Courbon et al. investigate the influence of various deep rolling parameter combinations on the roughness of 27MnCr5 workpieces. They observe that the feed f and the deep rolling pressure \(p_w\) influence the roughness Ra and Rz [2]. Meyer et al. use deep rolling to machine metastable austenitic steels. Here, the resulting roughness Ra and Rz mainly depends on the ball diameter \(d_b\) and the mechanical properties induced by different heat treatments. The deep rolling pressure \(p_w\) plays a minor role and the feed f is not varied [3]. Schuh et al. achieve a similar result when machining Ti6Al7Nb. Roughness is reduced with increasing deep rolling pressure \(p_w\) until a sufficient deformation is achieved. A reduction of feed f and an increase of the ball diameter \(d_b\) lead to a roughness reduction [4]. Mader describes the deep rolling process as a sequence of aligned embossing [5]. Denkena et al. use this description for a geometric model of the topography after deep rolling. If a sufficient mechanical load is applied, topography can be predicted by a geometric calculation under consideration of the ball diameter \(d_b\) and the feed f. The mechanical load is described by \(Q_{def}\), which is the relationship between maximum Hertzian pressure \(p_{max}\) and the yield strength \(R_{p0.2}\) [6]. The process limits for AISI1045, AISI4140 and Al6082 are shown in Fig. 1. For the applicability of the model a minimum of \(Q_{def} \approx 7\) is necessary. The model is also limited by the feed f. If \(Q_{def}>\) 10 is achieved, the maximum feed for an applicability is increased to \(f_{max}\) = 0.3 mm. This is indicated by the yellow area in Fig. 1. No upper boundary for \(Q_{def}\) and the applicability of the model was found. However, with increasing \(Q_{def}\) disruptions of the surfaces can appear. The detailed information about the test execution can be found in the paper of Denkena et al. [6]. If the surface is not fully deformed because of a workpiece material with high mechanical strength [7] or low deep rolling forces, a roughness prediction model has to include the initial roughness and the experimentally determined indentation geometry [8].

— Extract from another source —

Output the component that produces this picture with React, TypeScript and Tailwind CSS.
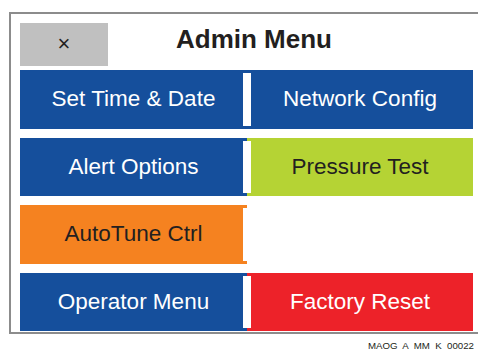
const rows = [
  [
    { label: "Set Time & Date", bg: "bg-[#154f9c]", fg: "text-white" },
    { label: "Network Config", bg: "bg-[#154f9c]", fg: "text-white" },
  ],
  [
    { label: "Alert Options", bg: "bg-[#154f9c]", fg: "text-white" },
    { label: "Pressure Test", bg: "bg-[#b5d334]", fg: "text-[#231f20]" },
  ],
  [
    { label: "AutoTune Ctrl", bg: "bg-[#f58220]", fg: "text-[#231f20]" },
    null,
  ],
  [
    { label: "Operator Menu", bg: "bg-[#154f9c]", fg: "text-white" },
    { label: "Factory Reset", bg: "bg-[#ed2229]", fg: "text-white" },
  ],
]

export default function App() {
  return (
    <div
      className="w-[478px] h-[350px] overflow-hidden bg-white text-[#231f20]"
      style={{ fontFamily: '"Liberation Sans", Arial, sans-serif' }}
    >
      {/* Frame */}
      <div className="ml-[9px] mt-[12px] w-[480px] h-[322px] border-l-2 border-y-2 border-[#8c8c8c] pl-[9px] pt-[9px]">
        {/* Header */}
        <div className="relative h-[43px] w-[453px]">
          <button className="w-[88px] h-[43px] bg-[#c0c0c0] flex items-center justify-center text-[22px] leading-none pb-[1px]">
            ×
          </button>
          <h1 className="absolute left-[156px] top-[3px] w-[156px] text-center text-[26px] font-bold leading-none whitespace-nowrap">
            Admin Menu
          </h1>
        </div>

        {/* Buttons */}
        <div className="mt-[4px] w-[453px] flex flex-col gap-[9px]">
          {rows.map((row, i) => (
            <div key={i} className="relative h-[58.5px] grid grid-cols-[227px_226px]">
              {row.map((b, j) =>
                b ? (
                  <button
                    key={j}
                    className={`${b.bg} ${b.fg} h-full flex items-center justify-center text-[22.5px] leading-none`}
                  >
                    {b.label}
                  </button>
                ) : (
                  <div key={j} />
                )
              )}
              {/* divider tab */}
              <div className="absolute left-[223px] top-[3px] bottom-[3px] w-[8px] bg-white" />
            </div>
          ))}
        </div>
      </div>

      {/* Footer code */}
      <div className="w-[474px] mt-[7px] text-right text-[9.7px] leading-none whitespace-pre">
        MAOG  A  MM  K  00022
      </div>
    </div>
  )
}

The use of hydrostatic tools on flat workpieces is uncommon, compared to the machining of round workpieces. One possible reason for this fact is, that the machining time increases with the comparably low feed velocities \(v_f\) which can be offered by milling centers. Therefore, deep rolling of flat workpieces is usually performed with mechanical tools which include cylindrical roller elements and use the spindle rotation [9]. Deep rolling with milling-like kinematics and hydrostatic tools is only performed on geometrically complex and cost intensive workpieces such as fan blades [5, 10]. The current situation can be summarized as follows:These facts lead to the conclusion that a new hydrostatic deep rolling tool which obtains the spindle rotation must be developed to increase productivity when deep rolling with milling-like kinematics. Besides the construction and application of such a tool concept, a first approach regarding surface topography prediction should be applied. Therefore, the goal of this paper is the prediction of surface topography after deep rolling with milling kinematics. To achieve this goal, the following steps are performed:

The experiments are conducted in three stages. During the first and second experimental stage, a single mounted standard ECOROLL HG6 deep rolling tool with an external compressor system is used. In the first stage, single-track deep rolling experiments under variation of the deep rolling pressure \(p_w\) are performed. Here, the indentation geometry is evaluated to investigate the influence of the indentation depth and width to prepare the subsequent experiments. In the second stage, samples are deep rolled under variation of the lateral displacement \(a_b\). Subsequently surface topography is evaluated to investigate, under which condition its prognosis is possible. In the third stage, a new tool concept which utilizes milling kinematics is used and the resulting surface topography is evaluated. All experiments are conducted using continuously cast AlSi10Mg, which is cut into squared slices with a height of 8 mm and with a side length of 80 mm. The mechanical properties of this material are listed in Table 1.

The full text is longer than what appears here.